Is there anything left out? This time, Busch does not devote a third of the pages to checklist recipes for common shooting situations, as he did with his D200 Digital Field Guide. I think that the owner of a camera this advanced probably doesn't need a couple pages of summaries on how to take photos of seascapes or sunsets. I'd rather have the solid information in this book, which equipped me to go out and take any kind of picture I want to.



5 Stars
Navigating the Menus
I've been shooting Nikon cameras since 1960. When I look at the collection of buttons, dials, switches, screens and menus on Nikon's D300 digital SLR, I wonder if I would have become a photographer back then if faced with so many choices.

All these choices are good. They let you customize the D300 to be used exactly the way you would want. And the embarrassment of riches means that one camera can do many things, for many different photographers, so that ultimately a highly sophisticated machine can be delivered more cheaply to photographers whose styles vary markedly.

Some of the choices seem really important. Do you want to set up focus so that you are better able to capture a sitting portrait subject or a flying bird? Other choices seem more trivial. Would you rather review the last image you captured by pressing on the left side or the top of a multi-selector switch?

To deal with all these choices, Nikon provides a manual of several hundred pages that explains the options that are offered with some very small, sketchy illustrations, but without explanation of which options might be better for a particular type of photographer.

David Busch set out to bring a little more clarity to the bewildering field of choices, and does a relatively good job of it. Unfortunately, that means going through each menu and selection step by step. The illustrations are larger than the manual and in color, and Busch actually makes recommendations about items to select. For example the D300 allows you to elect to have either 51 or 11 focus points available (which is different then selecting a focus point, once you've made the choice). My first instinct after reading the manual was to ask why everyone wouldn't select the maximum number of focus points, but the author pointed out that 11 points is faster for selecting a focus point for large subject matter, like photographing some sports.

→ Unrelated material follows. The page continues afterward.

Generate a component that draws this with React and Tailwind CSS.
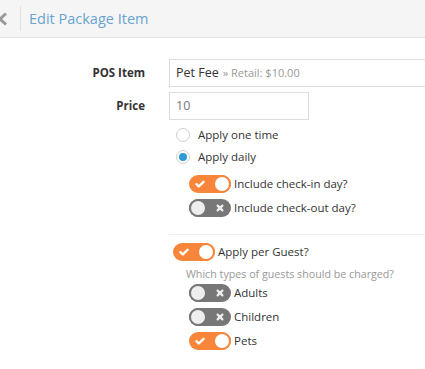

After going through all of the options, Busch returns to several key subjects that usually require the integration of several choices, like getting the right exposure or the best focusing for particular kinds of photography. There's a chapter on lenses that experienced photographers can skip, but that any beginner bold enough to purchase a D300 for his first digital single lens reflex will find useful. The chapter on lighting contained a good explanation of Nikon's Creative Lighting System that allows for an integration of electronic flash in a more useful way then ever before. I only wish Busch had been able to convey the joy of being able to dance around the subject without any kind of tether while your flashes responded. It's easy to feel like David Hemmings with Veruschka in "Blow Up", without all that hot continuous lighting.

The book finishes up with a quick glance at the software available for post processing, which, other than listing the names of software, really didn't provide much help in making a choice, and then covers some maintenance issues like updating firmware and cleaning the camera's sensor.

By its nature this is not an exciting book, since the author eschews any effort at telling us about the artistry possible with the camera, but that's the nature of manuals. One should also note that occasionally Busch falls from grace in small ways, as when he suggests that the D300 can control up to four groups of lights in CLS, when what he probably means to say is that you can transmit your signals on four separate channels, or that four groups can be controlled if you use an external flash. These errors are small and quickly identifiable to anyone trying to use the menus. On the other hand there are a few subjects on which I would have liked to see more material, like AF Fine Tune, where a discussion of the use of targets to select the tuning would have been useful. And I was sorry the chapter on lenses didn't mention the use of focal length to control perspective, especially since there was a set of full page illustrations that showed this so well.

All in all, this is an excellent introduction to the options that are available to photographers with the D300. Although early adopters may already have figured out most of the possibilities, there is probably still something for an experienced user to learn, and, if you've just picked up a D300, this is lot easier to use then the Nikon manual.